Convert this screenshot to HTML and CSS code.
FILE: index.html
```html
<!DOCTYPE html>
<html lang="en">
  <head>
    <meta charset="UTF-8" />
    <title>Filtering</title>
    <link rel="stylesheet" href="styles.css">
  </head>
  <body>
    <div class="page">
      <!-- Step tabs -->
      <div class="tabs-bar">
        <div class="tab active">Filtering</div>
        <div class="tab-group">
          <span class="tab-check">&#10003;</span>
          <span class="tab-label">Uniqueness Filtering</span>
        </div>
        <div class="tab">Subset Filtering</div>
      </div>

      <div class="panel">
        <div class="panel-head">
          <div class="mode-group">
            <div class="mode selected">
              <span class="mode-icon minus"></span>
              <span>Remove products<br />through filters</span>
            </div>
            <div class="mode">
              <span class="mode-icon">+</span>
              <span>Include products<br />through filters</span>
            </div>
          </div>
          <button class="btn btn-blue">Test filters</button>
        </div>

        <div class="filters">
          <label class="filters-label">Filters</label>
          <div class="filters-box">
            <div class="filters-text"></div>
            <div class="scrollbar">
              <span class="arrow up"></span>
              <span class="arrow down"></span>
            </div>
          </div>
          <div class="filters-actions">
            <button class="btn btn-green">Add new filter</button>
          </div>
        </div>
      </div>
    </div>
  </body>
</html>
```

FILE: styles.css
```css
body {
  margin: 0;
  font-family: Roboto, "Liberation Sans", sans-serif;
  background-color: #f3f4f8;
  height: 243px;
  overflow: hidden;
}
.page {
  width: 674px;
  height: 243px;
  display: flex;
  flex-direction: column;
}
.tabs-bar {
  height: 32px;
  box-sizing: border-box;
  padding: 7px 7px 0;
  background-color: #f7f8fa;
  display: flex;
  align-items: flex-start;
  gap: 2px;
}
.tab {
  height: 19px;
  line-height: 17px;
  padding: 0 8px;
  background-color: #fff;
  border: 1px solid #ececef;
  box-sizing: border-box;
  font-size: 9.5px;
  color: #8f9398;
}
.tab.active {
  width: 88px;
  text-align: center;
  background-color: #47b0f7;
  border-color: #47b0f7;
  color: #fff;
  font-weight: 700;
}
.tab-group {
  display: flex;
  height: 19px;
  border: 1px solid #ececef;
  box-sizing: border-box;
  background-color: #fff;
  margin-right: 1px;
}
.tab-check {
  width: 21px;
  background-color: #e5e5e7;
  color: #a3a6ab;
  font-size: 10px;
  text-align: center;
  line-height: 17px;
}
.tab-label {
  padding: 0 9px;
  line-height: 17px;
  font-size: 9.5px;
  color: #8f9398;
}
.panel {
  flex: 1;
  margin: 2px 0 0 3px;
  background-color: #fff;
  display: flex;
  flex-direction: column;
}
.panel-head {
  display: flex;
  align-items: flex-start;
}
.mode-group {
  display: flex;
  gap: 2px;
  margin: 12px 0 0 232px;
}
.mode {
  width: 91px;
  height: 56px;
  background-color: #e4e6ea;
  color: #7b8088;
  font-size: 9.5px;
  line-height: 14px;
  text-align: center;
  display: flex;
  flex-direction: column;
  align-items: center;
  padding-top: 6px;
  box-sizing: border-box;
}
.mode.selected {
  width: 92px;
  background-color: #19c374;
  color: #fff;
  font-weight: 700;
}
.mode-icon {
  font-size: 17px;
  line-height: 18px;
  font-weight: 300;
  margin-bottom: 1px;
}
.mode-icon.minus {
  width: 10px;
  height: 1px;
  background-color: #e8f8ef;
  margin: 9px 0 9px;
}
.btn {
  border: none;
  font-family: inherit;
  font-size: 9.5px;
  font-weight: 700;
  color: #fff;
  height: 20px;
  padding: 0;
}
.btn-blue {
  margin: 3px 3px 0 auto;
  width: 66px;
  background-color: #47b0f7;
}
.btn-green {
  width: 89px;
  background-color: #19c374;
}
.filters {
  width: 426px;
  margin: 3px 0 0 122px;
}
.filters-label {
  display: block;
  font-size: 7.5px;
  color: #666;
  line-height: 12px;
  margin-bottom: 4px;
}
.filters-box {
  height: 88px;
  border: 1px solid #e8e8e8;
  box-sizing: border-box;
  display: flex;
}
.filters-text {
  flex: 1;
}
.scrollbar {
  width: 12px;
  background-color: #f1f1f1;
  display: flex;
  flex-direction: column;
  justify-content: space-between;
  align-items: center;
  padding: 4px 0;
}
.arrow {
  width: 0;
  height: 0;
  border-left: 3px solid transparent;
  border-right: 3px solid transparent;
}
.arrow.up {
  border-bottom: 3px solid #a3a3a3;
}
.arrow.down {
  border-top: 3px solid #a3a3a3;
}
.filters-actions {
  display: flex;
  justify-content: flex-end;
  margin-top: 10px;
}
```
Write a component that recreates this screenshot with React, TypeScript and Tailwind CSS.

-*-

SET EXERCISE - Scan the material for lines with the word "screenshot", and copy each line you find.

RESULT -
Convert this screenshot to HTML and CSS code.
Write a component that recreates this screenshot with React, TypeScript and Tailwind CSS.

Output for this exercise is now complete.